Personal and academic blog. Explores the borderlands between rhetoric, politics and intelligence.

30.1.06

Media Diplomacy vs. Secret Diplomacy

In the three major news-programmes tonight on Danish television channels the Danish Foreign Minister Per Stig Møller and Prime Minister Anders Fogh Rasmussen both stressed that the media couldn't be informed about the coming day's diplomatic manouvers, as it was going to be conducted as "secret diplomacy". The Foreign Minister even had a gleeful smile when he fended off a journalist saying "I won't tell you anything".
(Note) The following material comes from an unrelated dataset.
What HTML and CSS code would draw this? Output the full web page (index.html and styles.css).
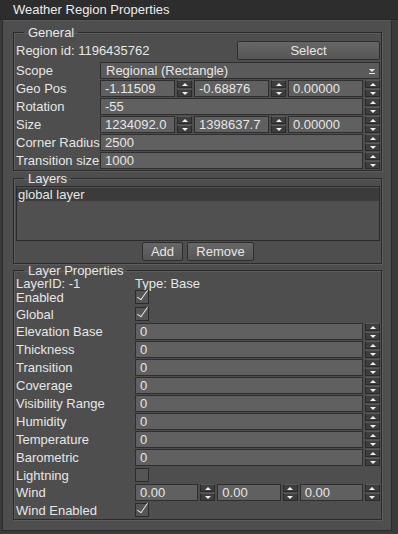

This is quite an interesting move. "Secret" diplomacy is far the most established and practiced form of diplomacy - especially in Denmark, where the public diplomacy has only recently been instituted formally. So why do so much to signal that "we are switching into secret-mode - so you can't get anything unless we give it to you". Is it to pacify the media and galvanize the population by hinting that great machinations are going on behind the scenes that we mortals should place our trust and faith in? Is it because there are real contacts to the Saudis or Egyptians (the hard-hitters here) and the government want's to signal that it is loyal in the negotiations?

The government has shown before that it is willing to utilize the media in a foreign-policy mode - remember the documentary from the EU summary in Copenhagen that created quite a stir (well, maybe that was actually meant for domestic consumption now I come to think about it)? The clearly coordinated message that the government has gone into secret diplomacy is certainly going to be the expression of a calculated policy. But why?